A careful study of Section 3.3 of EO 13526 is critical to understanding the means and ways by which files can be held back from public and media scrutiny. It notes the following: “all classified records that (1) are more than 25 years old and (2) have been determined to have permanent historical value shall be automatically declassified whether or not the records have been reviewed.”

Nevertheless, that twenty-five-years-long period is not the final word on this issue. In fact, quite the opposite is the case. If certain documentation is deemed to be so highly classified, and so important that its release might cause major damage to the security of the United States and its people, then there is a piece of legislation that allows for files, material and data to be withheld, in theory, for many, many years. But, there are ways and means behind this particular legislation.

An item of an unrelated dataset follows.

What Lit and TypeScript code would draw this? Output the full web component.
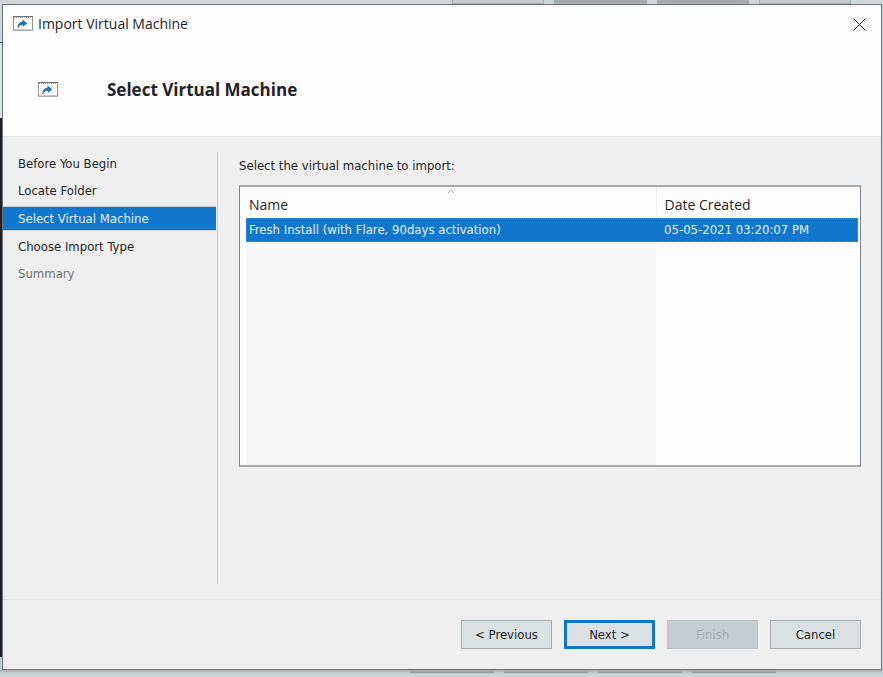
import { LitElement, html, css, svg } from "lit";
import { customElement, state } from "lit/decorators.js";

interface Machine {
  name: string;
  created: string;
}

const STEPS = [
  { label: "Before You Begin" },
  { label: "Locate Folder" },
  { label: "Select Virtual Machine", current: true },
  { label: "Choose Import Type" },
  { label: "Summary", pending: true },
];

const MACHINES: Machine[] = [
  { name: "Fresh Install (with Flare, 90days activation)", created: "05-05-2021 03:20:07 PM" },
];

const importIcon = svg`
  <svg width="20" height="16" viewBox="0 0 20 16" aria-hidden="true">
    <rect x="0.5" y="0.5" width="19" height="14" fill="#fdfdfd" stroke="#a5abae"/>
    <path d="M0 0.5H20" stroke="#69747a"/>
    <path d="M1 1.5H19" stroke="#8d979c" stroke-dasharray="1 1"/>
    <path d="M0.5 1V14M19.5 1V14" stroke="#8d979c"/>
    <path d="M1 13.5H19" stroke="#c6cdd0"/>
    <path d="M5 12C4.8 8.4 6.6 6.4 9.5 6V3.6L14.2 7.3L9.8 11V8.8C7.6 8.8 6.4 9.8 5 12Z" fill="#1177cd"/>
    <path d="M5 12C4.8 8.4 6.6 6.4 9.5 6" fill="none" stroke="#5d676f"/>
  </svg>`;

@customElement("app-root")
export class AppRoot extends LitElement {
  static styles = css`
    :host {
      display: block;
      font-family: "DejaVu Sans Condensed", "DejaVu Sans", sans-serif;
      font-stretch: condensed;
      font-size: 13px;
      line-height: 18px;
      color: #1f2326;
    }
    * {
      box-sizing: border-box;
    }
    .desktop {
      display: flex;
      flex-direction: column;
      min-height: 100vh;
      background:
        linear-gradient(#c6cdd0, #c6cdd0) right / 2px 100% no-repeat,
        linear-gradient(#d0d7da 0 42px, #3a3f42 42px 43px, #d9e1e3 43px 118px, #231f20 118px calc(100% - 20px), #c6cdd0 calc(100% - 20px));
    }
    .behind {
      display: flex;
      gap: 10px;
      height: 4px;
      padding: 0 32px 0 452px;
      background: #d0d7da;
    }
    .behind-tab {
      flex: 1;
      background: #c6cdd0;
      border: 1px solid #a5abae;
      border-top: 0;
    }
    .behind-tab.dim {
      background: #a5abae;
    }
    .below {
      display: flex;
      gap: 10px;
      height: 7px;
      padding: 0 107px 0 410px;
      background: linear-gradient(#a5abae, #c6cdd0 3px, #d0d7da);
    }
    .below-tab {
      flex: 1;
      height: 3px;
      background: #a5abae;
      border-bottom: 1px solid #8d979c;
    }
    .dialog {
      flex: 1;
      display: flex;
      flex-direction: column;
      margin: 0 1px 0 2px;
      border: 1px solid #69747a;
      background: #efefef;
    }
    .head {
      background: #fdfdfd;
      border-bottom: 1px solid #e2e4e4;
      height: 132px;
    }
    .titlebar {
      display: flex;
      align-items: center;
      gap: 5px;
      height: 38px;
      padding: 0 15px 0 10px;
      font-family: "Open Sans", sans-serif;
      font-size: 14px;
      font-stretch: normal;
    }
    .title {
      flex: 1;
    }
    .titlebar svg,
    .banner svg {
      display: block;
    }
    .close {
      border: 0;
      padding: 0;
      background: none;
    }
    .banner {
      display: flex;
      align-items: center;
      gap: 49px;
      height: 94px;
      padding: 0 35px;
    }
    h1 {
      margin: 0;
      font-family: "Open Sans", sans-serif;
      font-stretch: normal;
      font-size: 17px;
      line-height: 24px;
    }
    .body {
      flex: 1;
      display: flex;
      padding: 15px 20px 15px 0;
    }
    nav {
      width: 215px;
      flex: none;
      padding: 0 1px 0 0;
      border-right: 1px solid #c6cdd0;
    }
    ol {
      list-style: none;
      margin: 0;
      padding: 0;
      display: grid;
      gap: 4px;
    }
    .step {
      display: block;
      padding: 0 15px;
      line-height: 23px;
      color: inherit;
      text-decoration: none;
    }
    .step.current {
      background: #1177cd;
      background-clip: padding-box;
      border: solid #c6cdd0;
      border-width: 1px 0;
      color: #e6eef3;
    }
    .step.pending {
      color: #69747a;
    }
    main {
      flex: 1;
      padding: 5px 0 0 21px;
    }
    .prompt {
      margin: 0 0 10px;
    }
    .list {
      height: 282px;
      border: 1px solid #7d888e;
      border-top: 2px solid #a5abae;
      border-bottom: 2px solid #a5abae;
      padding: 0 2px 0 6px;
      background: #fdfdfd;
      display: flex;
    }
    table {
      flex: 1;
      height: 100%;
      border-collapse: collapse;
      table-layout: fixed;
    }
    th,
    td {
      padding: 0 0 0 3px;
      text-align: left;
      font-weight: normal;
    }
    .name {
      position: relative;
      width: 67%;
    }
    .created {
      padding-left: 8px;
    }
    th {
      height: 31px;
      padding-top: 4px;
      font-family: "Open Sans", sans-serif;
      font-size: 14px;
      font-stretch: normal;
    }
    th.name {
      border-right: 1px solid #efefef;
    }
    .sort {
      position: absolute;
      top: 2px;
      left: 49%;
    }
    .row {
      background: #1177cd;
      color: #e6eef3;
      outline: 1px dotted #a5785a;
      outline-offset: -1px;
    }
    .row td {
      height: 24px;
    }
    .rest .name {
      background: #f7f7f7;
    }
    footer {
      display: flex;
      justify-content: flex-end;
      gap: 12px;
      padding: 20px 20px;
      border-top: 1px solid #d9e1e3;
    }
    .btn {
      width: 91px;
      height: 29px;
      padding: 0;
      font: inherit;
      color: inherit;
      background: #d9e1e3;
      border: 1px solid #a5abae;
    }
    .btn.primary {
      border: 3px solid #1177cd;
    }
    .btn:disabled {
      background: #c6cdd0;
      border-color: #bdc4c7;
      color: #a5abae;
    }
  `;

  @state() private machines = MACHINES;

  render() {
    return html`
      <div class="desktop">
        <div class="behind" aria-hidden="true">
          <span class="behind-tab"></span><span class="behind-tab dim"></span>
          <span class="behind-tab dim"></span><span class="behind-tab"></span>
        </div>
        <div class="dialog" role="dialog" aria-label="Import Virtual Machine">
          <header class="head">
            <div class="titlebar">
              ${importIcon}<span class="title">Import Virtual Machine</span>
              <button class="close" aria-label="Close">
                <svg width="13" height="13" viewBox="0 0 13 13">
                  <path d="M0.5 0.5L12.5 12.5M12.5 0.5L0.5 12.5" stroke="#231f20" />
                </svg>
              </button>
            </div>
            <div class="banner">${importIcon}<h1>Select Virtual Machine</h1></div>
          </header>
          <div class="body">
            <nav aria-label="Steps">
              <ol>
                ${STEPS.map(
                  (s) => html`<li>
                    <a href="#" class="step ${s.current ? "current" : ""} ${s.pending ? "pending" : ""}">${s.label}</a>
                  </li>`
                )}
              </ol>
            </nav>
            <main>
              <p class="prompt" id="prompt">Select the virtual machine to import:</p>
              <div class="list">
                <table aria-labelledby="prompt">
                  <thead>
                    <tr>
                      <th class="name">
                        Name
                        <svg class="sort" width="8" height="5" viewBox="0 0 8 5">
                          <path d="M1 4L4 1L7 4" fill="none" stroke="#a5abae" />
                        </svg>
                      </th>
                      <th class="created">Date Created</th>
                    </tr>
                  </thead>
                  <tbody>
                    ${this.machines.map(
                      (m) => html`<tr class="row">
                        <td class="name">${m.name}</td>
                        <td class="created">${m.created}</td>
                      </tr>`
                    )}
                    <tr class="rest"><td class="name"></td><td></td></tr>
                  </tbody>
                </table>
              </div>
            </main>
          </div>
          <footer>
            <button class="btn">&lt; Previous</button>
            <button class="btn primary">Next &gt;</button>
            <button class="btn" disabled>Finish</button>
            <button class="btn">Cancel</button>
          </footer>
        </div>
        <div class="below" aria-hidden="true">
          <span class="below-tab"></span><span class="below-tab"></span>
          <span class="below-tab"></span><span class="below-tab"></span>
        </div>
      </div>
    `;
  }
}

Within the pages of Executive Order 13526, there is a certain clause which makes it very clear that the final word is not actually the final word, after all. It makes it clear when circumstances dictate it necessary, there are provisions that allow for the continued denial to declassify records – almost forever, even.

According to the government’s laws, this continued denial covers a wide variety of areas. They include: “U.S. military technology,” “sources and methods of gathering intelligence data;” “safety issues surrounding the president and his staff;” “plans for war;” and “relations with overseas nations,” whether they are our allies or our potential foes. If such highly-classified information does get leaked into the public domain, then action can be taken via the use of the Espionage Act of 1917 – which I will address in pt. 2 of this article.